Today, I’d like to talk a little about the story bomb. But before I do, go over to John Wiswell’s blog and read Making Ideas. Writers get asked about imagination a lot, he begins. Where do you get your ideas? It’s a really insightful post about the beginnings of the writing process.
Me, I ’m not that insightful — or at best, most of my insights don’t lend themselves well to description. I’m mostly a pantser (i.e. I write by the seat of my pants) and that really starts with the ideas. These Writing Wibbles can be difficult to write simply because I often don’t put that much thought into the process of writing; I’m too busy doing it. In the best of times, the characters are telling the story and I’m just taking dictation.
John makes an excellent point: you have to immerse yourself in good stories, in good writing, to train yourself to recognize it (and, we hope, create your own). I read a lot from the time I could read (before my fourth birthday… I cannot remember ever not being able to read) up to the time I plunged so deeply into the world of FAR Future that I was spending all my free time writing.
So where do I get my ideas? They just come. I’ve mentioned before, I believe creativity to be a reflection of the Divine, the image in which we were created. Sometimes, the idea comes in a snippet of a dream (in which I tell someone, “Dammit, you fool, I’m her father!” although she was made rather than born).

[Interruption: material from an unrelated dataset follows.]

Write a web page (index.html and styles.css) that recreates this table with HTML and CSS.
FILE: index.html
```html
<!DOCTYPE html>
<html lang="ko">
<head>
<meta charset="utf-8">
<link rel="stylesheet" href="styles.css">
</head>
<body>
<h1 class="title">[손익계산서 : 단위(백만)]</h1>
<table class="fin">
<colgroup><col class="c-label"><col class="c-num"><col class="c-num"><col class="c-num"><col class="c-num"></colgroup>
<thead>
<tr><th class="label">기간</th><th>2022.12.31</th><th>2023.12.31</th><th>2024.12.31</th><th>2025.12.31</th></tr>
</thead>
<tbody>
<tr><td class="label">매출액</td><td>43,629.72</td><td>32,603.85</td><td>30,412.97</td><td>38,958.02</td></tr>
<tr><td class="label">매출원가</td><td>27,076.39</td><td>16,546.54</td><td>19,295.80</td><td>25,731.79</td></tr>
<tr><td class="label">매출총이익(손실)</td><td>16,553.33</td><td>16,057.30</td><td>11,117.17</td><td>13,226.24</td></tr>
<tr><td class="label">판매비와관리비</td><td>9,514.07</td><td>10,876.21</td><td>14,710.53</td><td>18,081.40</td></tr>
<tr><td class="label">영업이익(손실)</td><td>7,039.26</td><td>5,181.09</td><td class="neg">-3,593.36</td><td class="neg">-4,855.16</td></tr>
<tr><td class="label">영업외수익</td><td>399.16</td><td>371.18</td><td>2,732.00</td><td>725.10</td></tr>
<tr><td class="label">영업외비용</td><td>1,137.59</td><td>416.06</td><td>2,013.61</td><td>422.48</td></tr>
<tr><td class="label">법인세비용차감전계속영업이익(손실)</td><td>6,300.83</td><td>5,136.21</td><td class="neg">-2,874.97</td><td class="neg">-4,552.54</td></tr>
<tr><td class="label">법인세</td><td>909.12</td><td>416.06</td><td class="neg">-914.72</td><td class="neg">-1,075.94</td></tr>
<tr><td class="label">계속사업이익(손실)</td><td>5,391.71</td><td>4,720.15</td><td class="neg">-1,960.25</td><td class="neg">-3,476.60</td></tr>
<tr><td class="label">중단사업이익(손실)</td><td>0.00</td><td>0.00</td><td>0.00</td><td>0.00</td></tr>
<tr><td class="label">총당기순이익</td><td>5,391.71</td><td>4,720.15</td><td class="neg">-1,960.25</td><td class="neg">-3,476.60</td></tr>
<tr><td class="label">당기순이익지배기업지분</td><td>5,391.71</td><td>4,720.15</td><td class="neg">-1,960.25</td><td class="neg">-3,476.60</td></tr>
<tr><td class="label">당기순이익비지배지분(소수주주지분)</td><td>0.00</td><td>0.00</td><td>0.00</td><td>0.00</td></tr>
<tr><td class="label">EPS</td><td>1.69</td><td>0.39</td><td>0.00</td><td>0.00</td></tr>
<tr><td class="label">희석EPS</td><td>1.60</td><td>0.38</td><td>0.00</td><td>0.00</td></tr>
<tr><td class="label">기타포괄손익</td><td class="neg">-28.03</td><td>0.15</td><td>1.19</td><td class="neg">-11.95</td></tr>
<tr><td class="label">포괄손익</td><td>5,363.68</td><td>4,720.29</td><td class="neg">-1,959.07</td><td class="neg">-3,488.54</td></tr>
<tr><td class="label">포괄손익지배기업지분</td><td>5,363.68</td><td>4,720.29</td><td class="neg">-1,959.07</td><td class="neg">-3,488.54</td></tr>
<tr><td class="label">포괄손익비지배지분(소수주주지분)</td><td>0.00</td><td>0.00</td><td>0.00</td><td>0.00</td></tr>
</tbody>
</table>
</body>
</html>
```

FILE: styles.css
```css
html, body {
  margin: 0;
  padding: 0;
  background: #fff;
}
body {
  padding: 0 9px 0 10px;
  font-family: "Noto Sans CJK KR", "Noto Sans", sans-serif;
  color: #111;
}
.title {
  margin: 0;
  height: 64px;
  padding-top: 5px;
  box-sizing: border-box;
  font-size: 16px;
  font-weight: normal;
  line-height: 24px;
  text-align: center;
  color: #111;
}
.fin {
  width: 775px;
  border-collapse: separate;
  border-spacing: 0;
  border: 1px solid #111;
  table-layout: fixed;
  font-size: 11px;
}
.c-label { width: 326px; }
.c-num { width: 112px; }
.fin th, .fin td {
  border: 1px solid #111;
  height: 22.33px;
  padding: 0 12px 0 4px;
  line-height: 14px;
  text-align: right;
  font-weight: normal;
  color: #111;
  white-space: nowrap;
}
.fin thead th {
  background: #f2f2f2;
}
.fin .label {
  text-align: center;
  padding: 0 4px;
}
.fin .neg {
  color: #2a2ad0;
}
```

Or there was the time I was driving to work and was surrounded by white pickup trucks for a half-minute. Writing prompts usually work best for me when I ask a question — what happened up to this point? — and if I ask the right question, the answer often comes in a story bomb and I’m off to the races. White Pickups was originally a flash piece, about 700 words, ending with Tina in the Saver-Mart parking lot. When I asked myself “so what happened next?” I got a 200 kiloword thermonuclear story bomb. Well, no — I didn’t get one Big One, it was more like a carpet story bombing that has kept me busy for nearly two years now. Accidental Sorcerers (and some partly-written follow-ons) came from a photo and an off-hand comment by the photographer.
What about you? Do you get ideas as a story bomb? Or do they just trickle in? Or do you just lasso an idea and drag it into the corral?